We all know that today’s QWERTY keyboard layout was designed in the days of the old typewriter and that the intention was to actually slow down typing to prevent the mechanical keys from getting stuck together. So it’s pretty amazing that we still have the same layout, purposely designed to make things more difficult. It’s a little like having modern, powerful cars, but still having to have a man with a red flag trotting along in front of them.
Various alternative and “better” layouts have been tried over the years but never with much success, as too many people have too much skill invested in the old ways. And anyway, touch typing on a QWERTY keyboard actually works nearly as well as any other method and who can be bothered to learn all over again for a marginal eventual improvement?
But there’s a new generation who have grown up with a new skill - inputting text via a mobile phone style keypad. Just watch how quickly a teen can write an sms without looking at the keyboard and they’re certainly pretty quick.
Enter the cre8txt keyboard, pictured above, which plugs into Windows PCs (sorry Mac users), allowing people to transfer their sms super-powers into the computing environment. It also comes with a dictionary and sms slang translator containing 140,000 words.
Will it catch on?
I think it’s a clever piece of thinking, allowing all those young sms stars to transfer their skills. However, even the fastest sms inputter would be easily beaten by an average QWERTY typist. An average touch typist will achieve about 50 - 70 words per minute, according to Wikipedia, with even “hunt and peck” doing 27 - 37 words per minute.
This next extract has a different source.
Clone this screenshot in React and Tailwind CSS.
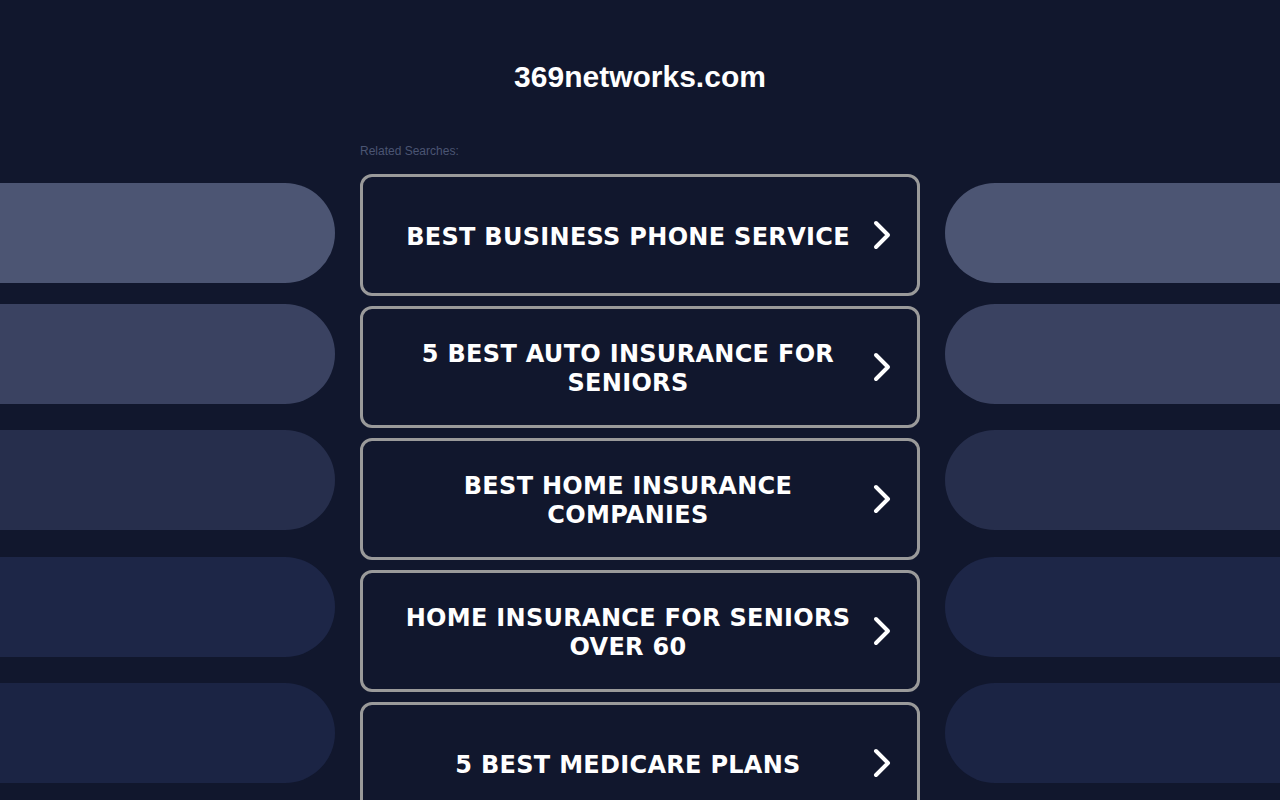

Obviously good typists can go much faster - 120+ is not exactly unusual.
However, the very fastest sms’er in the world can only do about 38 words a minute, although a newer record may have been set since this. So anyone planning to spend time around a computer would be better off going QWERTY, or perhaps hanging out for voice input, which has been promised to be the new, new thing for the last 20 years or so.





> …the intention was to actually slow down typing to prevent the mechanical keys from getting stuck together…
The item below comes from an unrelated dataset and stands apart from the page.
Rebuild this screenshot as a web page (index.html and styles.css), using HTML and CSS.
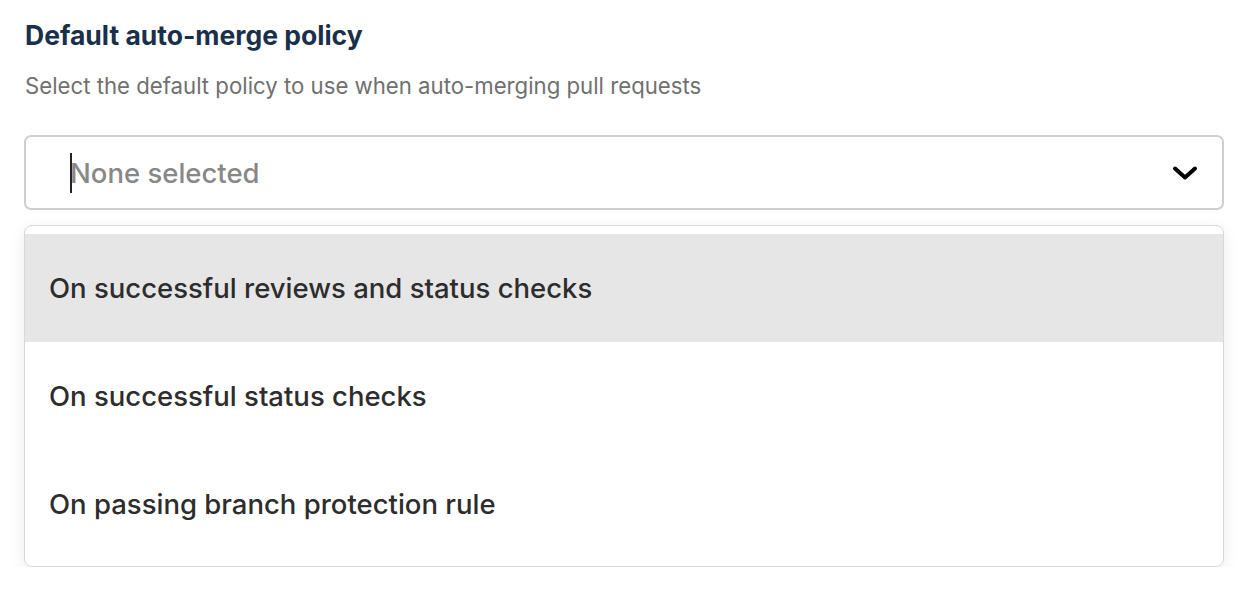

Total myth (though I am sure some believe it still).
http://home.earthlink.net/~dcrehr/myths.html
No links I have now, but I recall serious studies (not the hack job Dvorak did way back when) show only chording KBs are sufficiently faster to be worth it. Though they don’t work when you are untrained.
Gr8, so in the future all my emails will be abrevi8ed like this! LoL.
No THNQ. L8r
Russell,
The QWERTY keyboard was not designed to slow down typists as such. Rather, it was designed so that common letter combinations do not result in adjacent keys being used (because the hammers that hit the paper could stick together). This is *not* the same thing as slowing typists down.
Ronan
Ronan
Naturally, you’re right in that the keys when arranged alphabetically tended to stick together, which stimulated the re-design. However, actually many people believe that the design intentionally slowed typists’ down.
The Wikipedia says:
“The effect this rearrangement of letters had on maximum typing speed is a disputed issue. Some sources assert that the QWERTY layout was designed to slow down typing speed to further reduce jamming. Other sources assert the rearrangement worked by separating common sequences of letters in English. Ostensibly, the hammers that were likely to be used in quick succession were less likely to interfere with each other.”
So really it’s down to opinion, at best.
In the absence of any evidence one way or the other, I went with slowing things down approach, although I’m happy to admit that it might have been an unintended consequence.
But really, we’ll never know and I can argue my point of view and you can argue yours. But neither of us can state this as an unequivocal fact, as you seem to be suggesting.